Yang Hao is an exciting new voice in Chinese literature and, we can proudly say, the Irish literature scene too.

Sondos Sabra
Sondos Sabra

Voices of Resistance: Diaries of Genocide by Batool Abu Akleen, Sondos Sabra, Nahil Mohana and Ala’a Obaid (Comma Press, £11.99, 209pp) is translated by Basma Ghalayini and Respond Crisis Translation. This is a real-time real-world account from four Gazan women writers living and writing as Israeli missiles and bombs rain down on them.

Batool Abu Akleen writes from a tent about editing a poetry magazine while studying for her English literature and translation exams. The bios for the poets contributing to the magazine will state, she hopes, “Survivors of the genocide.” She has seen the suffering up close and writes of neighbours who have collected their loved ones’ remains in plastic bags. Her main thoughts are of survival, of not being unlucky enough to be killed in the final minutes before the January 2025 truce.

The diary of Sondos Sabra shows the exhaustion of constant terror and the strain on families of profound loses – her sister loses four children and a grandchild in a bombing. However, Sabra is determined not to be overcome: “I refuse for our name, as Palestinians, to be synonymous with only misery and despair.”

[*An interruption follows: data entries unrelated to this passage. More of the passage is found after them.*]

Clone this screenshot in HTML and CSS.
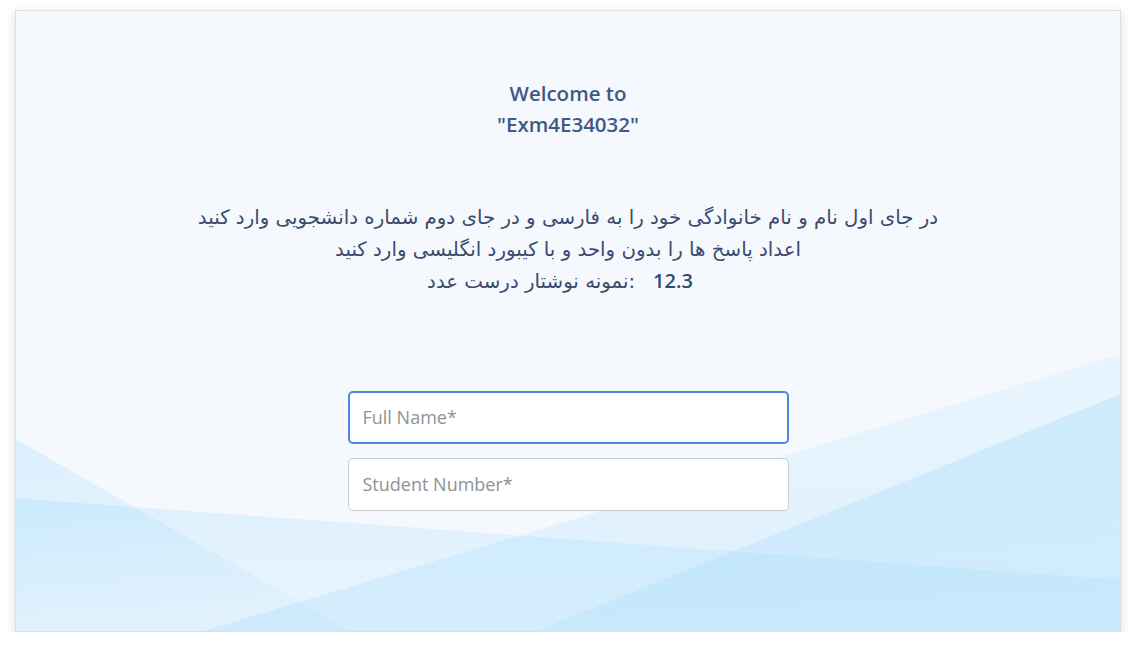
FILE: index.html
```html
<!DOCTYPE html>
<html lang="en">
<head>
<meta charset="utf-8">
<title>Exam</title>
<link rel="stylesheet" href="styles.css">
</head>
<body>
<div class="card">
  <svg class="bg" viewBox="0 0 1105 621" preserveAspectRatio="none" aria-hidden="true">
    <defs>
      <linearGradient id="gA" x1="0" y1="0" x2="0.3" y2="1">
        <stop offset="0" stop-color="#7ccdf8" stop-opacity="0.22"/>
        <stop offset="1" stop-color="#7ccdf8" stop-opacity="0.08"/>
      </linearGradient>
      <linearGradient id="gB" x1="0" y1="0" x2="0" y2="1">
        <stop offset="0" stop-color="#7ccdf8" stop-opacity="0.2"/>
        <stop offset="1" stop-color="#7ccdf8" stop-opacity="0.08"/>
      </linearGradient>
      <linearGradient id="gC" x1="0" y1="0" x2="0" y2="1">
        <stop offset="0" stop-color="#7ccdf8" stop-opacity="0.1"/>
        <stop offset="1" stop-color="#7ccdf8" stop-opacity="0.2"/>
      </linearGradient>
      <linearGradient id="gD" x1="0" y1="0" x2="0.2" y2="1">
        <stop offset="0" stop-color="#7ccdf8" stop-opacity="0.26"/>
        <stop offset="1" stop-color="#7ccdf8" stop-opacity="0.14"/>
      </linearGradient>
    </defs>
    <polygon points="0,429 335,621 0,621" fill="url(#gA)"/>
    <polygon points="0,488 1105,570 1105,621 0,621" fill="url(#gB)"/>
    <polygon points="188,621 1105,344 1105,621" fill="url(#gC)"/>
    <polygon points="521,621 1105,384 1105,621" fill="url(#gD)"/>
  </svg>
  <div class="content">
    <h1 class="title">Welcome to<br>"Exm4E34032"</h1>
    <div class="notes">
      <p class="fa" dir="rtl">در جای اول نام و نام خانوادگی خود را به فارسی و در جای دوم شماره دانشجویی وارد کنید</p>
      <p class="fa" dir="rtl">اعداد پاسخ ها را بدون واحد و با کیبورد انگلیسی وارد کنید</p>
      <p class="sample"><span class="fa" dir="rtl">نمونه نوشتار درست عدد</span><span class="fa colon">:</span><b class="num">12.3</b></p>
    </div>
    <form class="form">
      <input class="field focused" type="text" placeholder="Full Name*" autofocus>
      <input class="field" type="text" placeholder="Student Number*">
    </form>
  </div>
</div>
</body>
</html>
```

FILE: styles.css
```css
html, body {
  margin: 0;
  padding: 0;
  background: #ffffff;
}

body {
  font-family: "Open Sans", "DejaVu Sans", sans-serif;
}

.card {
  position: relative;
  margin: 10px 15px 0 15px;
  height: 622px;
  box-sizing: border-box;
  border: 1px solid #dcdfe3;
  background: #f5f9fe;
  box-shadow: 0 3px 10px rgba(0, 0, 0, 0.15);
  overflow: hidden;
}

.bg {
  position: absolute;
  left: 0;
  top: 0;
  width: 100%;
  height: 100%;
}

.content {
  position: relative;
  display: flex;
  flex-direction: column;
  align-items: center;
  padding-top: 67px;
}

.title {
  margin: 0;
  font-size: 20.5px;
  font-weight: 600;
  line-height: 31px;
  color: #3e5a82;
  text-align: center;
}

.notes {
  margin-top: 62px;
  text-align: center;
  color: #3b4b6c;
}

.notes p {
  margin: 0;
  line-height: 31.5px;
  text-align: center;
}

.fa {
  font-family: "DejaVu Sans", sans-serif;
  font-size: 19.8px;
}

.sample {
  direction: ltr;
  padding-right: 16px;
}

.colon {
  margin-right: 18px;
}

.num {
  font-family: "Open Sans", sans-serif;
  font-size: 20px;
  font-weight: 600;
  color: #2f4b72;
}

.form {
  margin-top: 92px;
  display: flex;
  flex-direction: column;
  gap: 14px;
  width: 441px;
}

.field {
  box-sizing: border-box;
  width: 100%;
  height: 53px;
  margin: 0;
  padding: 0 14px;
  border: 1px solid #c9ccd0;
  border-radius: 5px;
  background: #ffffff;
  font-family: "Open Sans", sans-serif;
  font-size: 18px;
  color: #333;
  outline: none;
}

.field::placeholder {
  color: #8f9296;
}

.field.focused {
  border: 2px solid #4c88e3;
  padding-left: 13px;
}
```
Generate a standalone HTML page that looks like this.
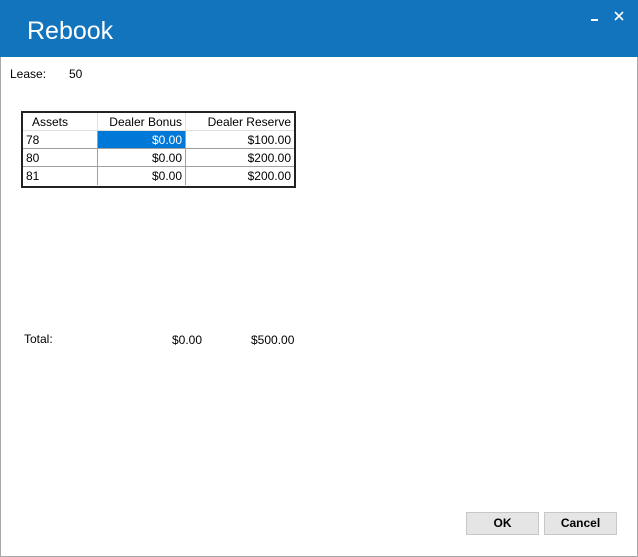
<!DOCTYPE html>
<html><head><style>
*{margin:0;padding:0;box-sizing:border-box}
body{width:638px;height:557px;background:#fff;font-family:"Liberation Sans",sans-serif;font-size:12px;color:#000;position:relative;overflow:hidden}
.win{position:absolute;left:0;top:0;width:638px;height:557px;border:1px solid #a8a8a8;border-top:none}
.hdr{position:absolute;left:0;top:0;width:638px;height:57px;background:#1174bd}
.title{position:absolute;left:27px;top:17px;color:#fff;font-size:25px;font-weight:300}
.t{position:absolute;font-size:12px;white-space:nowrap}
.grid{position:absolute;left:21px;top:111px;width:275px;height:77px;border:2px solid #222;background:#fff}
.c{position:absolute;height:18px;line-height:18px;padding:0 3px;border-right:1px solid #a0a0a0;border-bottom:1px solid #a0a0a0}
.btn{position:absolute;top:512px;width:73px;height:23px;background:#e5e5e5;border:1px solid #c8c8c8;font-weight:bold;text-align:center;line-height:21px}
</style></head><body>
<div class="win"></div>
<div class="hdr"><div class="title">Rebook</div>
<div style="position:absolute;left:591px;top:19px;width:7px;height:2px;background:#fff"></div>
<svg style="position:absolute;left:614px;top:11px" width="10" height="10"><path d="M1 1L9 9M9 1L1 9" stroke="#fff" stroke-width="1.6"/></svg>
</div>
<div class="t" style="left:10px;top:67px">Lease:</div>
<div class="t" style="left:69px;top:67px">50</div>
<div class="grid">
<div class="c" style="left:0;top:0;width:75px;padding-left:9px;border-color:#e0e0e0">Assets</div>
<div class="c" style="left:75px;top:0;width:88px;text-align:right;border-color:#e0e0e0">Dealer Bonus</div>
<div class="c" style="left:163px;top:0;width:108px;text-align:right;border-color:#e0e0e0;border-right:none">Dealer Reserve</div>
<div class="c" style="left:0;top:18px;width:75px">78</div>
<div class="c" style="left:75px;top:18px;width:88px;text-align:right;background:#0078d7;color:#fff">$0.00</div>
<div class="c" style="left:163px;top:18px;width:108px;text-align:right;border-right:none">$100.00</div>
<div class="c" style="left:0;top:36px;width:75px">80</div>
<div class="c" style="left:75px;top:36px;width:88px;text-align:right">$0.00</div>
<div class="c" style="left:163px;top:36px;width:108px;text-align:right;border-right:none">$200.00</div>
<div class="c" style="left:0;top:54px;width:75px;border-bottom:none">81</div>
<div class="c" style="left:75px;top:54px;width:88px;text-align:right;border-bottom:none">$0.00</div>
<div class="c" style="left:163px;top:54px;width:108px;text-align:right;border:none">$200.00</div>
</div>
<div class="t" style="left:24px;top:332px">Total:</div>
<div class="t" style="left:172px;top:333px">$0.00</div>
<div class="t" style="left:251px;top:333px">$500.00</div>
<div class="btn" style="left:466px">OK</div>
<div class="btn" style="left:544px">Cancel</div>
</body></html>
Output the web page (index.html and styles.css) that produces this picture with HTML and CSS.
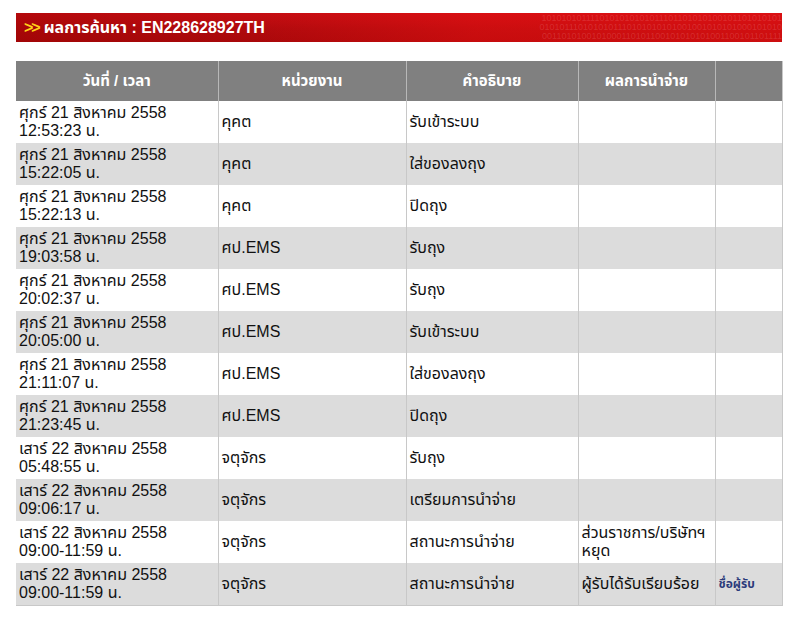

Nahil Mohana, describes the “devious clown” of the internet that allows essential connections, but also adds to the relentlessness of bad news. She is exhausted from multiple displacements but perseveres with her teaching job. In a lighter anecdote, she loses a hundred copies of her new novel in a bombing and despairs; however, she meets a bookseller who still has five copies – never has a writer been so happy to have unsold books.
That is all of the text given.